Les leaders de Unite auront, eux aussi, tout fait pour éviter la grève. Quelques heures avant son début, ils proposaient encore à Walsh leur propre « solution » au conflit : en échange du rétablissement de 700 des postes supprimés et des effectifs en vol, ils proposaient que les 66 millions d'euros d'économies exigées par BA soient réalisés par une baisse de salaire de 2,6 % pour les stewards - 2,6 % qui viendraient en plus d'une hausse de 4,5 % des cotisations à la retraite entérinée par Unite en parallèle pour l'ensemble du personnel de BA. Pour faire bonne mesure, Unite donnait son accord à la compagnie low-cost voulue par Walsh, avec de nouveaux embauchés. En retour, Unite demandait à représenter les travailleurs de la nouvelle compagnie.
Autant dire que, comme dans tant d'autres conflits plus ou moins ouverts en Grande-Bretagne, c'est surtout de l'avenir de leurs appareils que se soucient les leaders syndicaux.
Cela dit, dans le cas présent, étant donné les provocations auxquelles se livrait BA, il était patent que Walsh voulait une capitulation de Unite pour dicter ses conditions. Et c'est devenu encore plus patent lorsque, à l'approche de l'ultimatum du 20 mars fixé par Unite, le conflit est devenu un enjeu politicien dans la campagne pour les élections parlementaires de mai.
Versant de chaudes larmes sur le sort des passagers de BA, les politiciens conservateurs ont sommé Gordon Brown de condamner la grève et surtout de rembourser à Unite sa contribution à la campagne travailliste. S'agissant de condamner la grève, Brown ne s'en est pas privé, au nom « des intérêts de l'entreprise », tout en éludant la question de la contribution électorale de Unite. Mais dans cette surenchère, le conflit chez BA a fini par faire figure de test de la volonté de Brown à se montrer « ferme » face aux travailleurs qui s'opposent aux attaques qui les visent.

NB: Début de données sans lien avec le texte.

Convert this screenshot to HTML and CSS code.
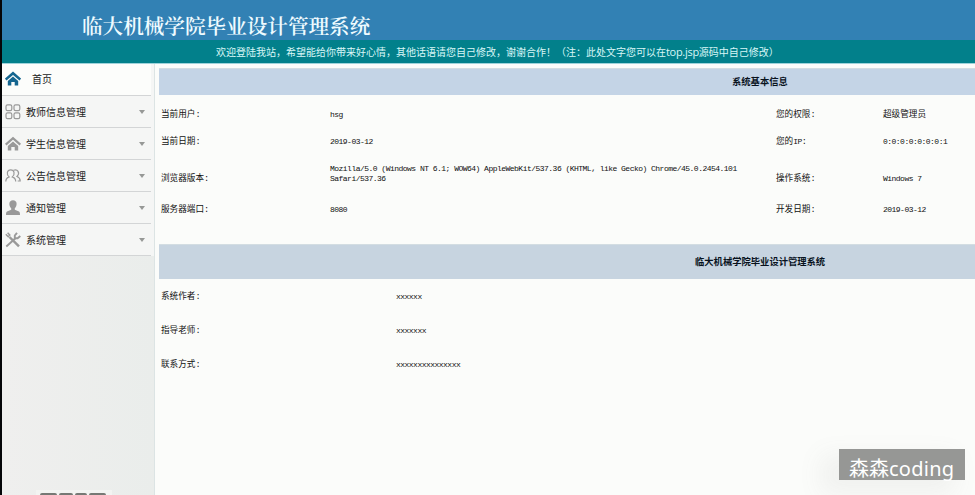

C'est dans ce climat que la grève a démarré. Malgré cela et malgré le peu d'enthousiasme des leaders de Unite, les stewards ont tenu bon. BA n'a pas pu faire partir un nombre important des vols de son programme réduit et la moitié de ceux qui ont décollé sont partis avec leur fret, mais sans passagers. Au matin du deuxième jour, les parkings avions de Heathrow, le principal aéroport londonien, étaient pleins, forçant BA à envoyer des dizaines d'appareils à vide vers d'autres aéroports jusqu'à la fin de la grève.
Par le seul fait qu'elle ait eu lieu avec succès, cette grève aura été une claque pour tous ceux qui voudraient voir la classe ouvrière faire en silence les frais de la crise. Et on peut penser qu'elle redonnera un peu de confiance aux travailleurs les plus combatifs.
Mais il y a loin d'une claque à une victoire. D'autant que les leaders de Unite étaient déjà en train de remettre sur la table leur « solution » scélérate avant même que la grève soit terminée.
Une nouvelle grève, de quatre jours celle-là, doit commencer le 27 mars - si Unite ne l'annule pas au dernier moment, comme si souvent dans le passé. À cette occasion, se posera pour les stewards la question de faire le tri entre leurs faux amis à la direction de Unite, et leurs véritables alliés, tels ceux de la manutention-bagages de BA, eux aussi visés par les attaques de Walsh, mais maintenus à l'écart du conflit par Unite.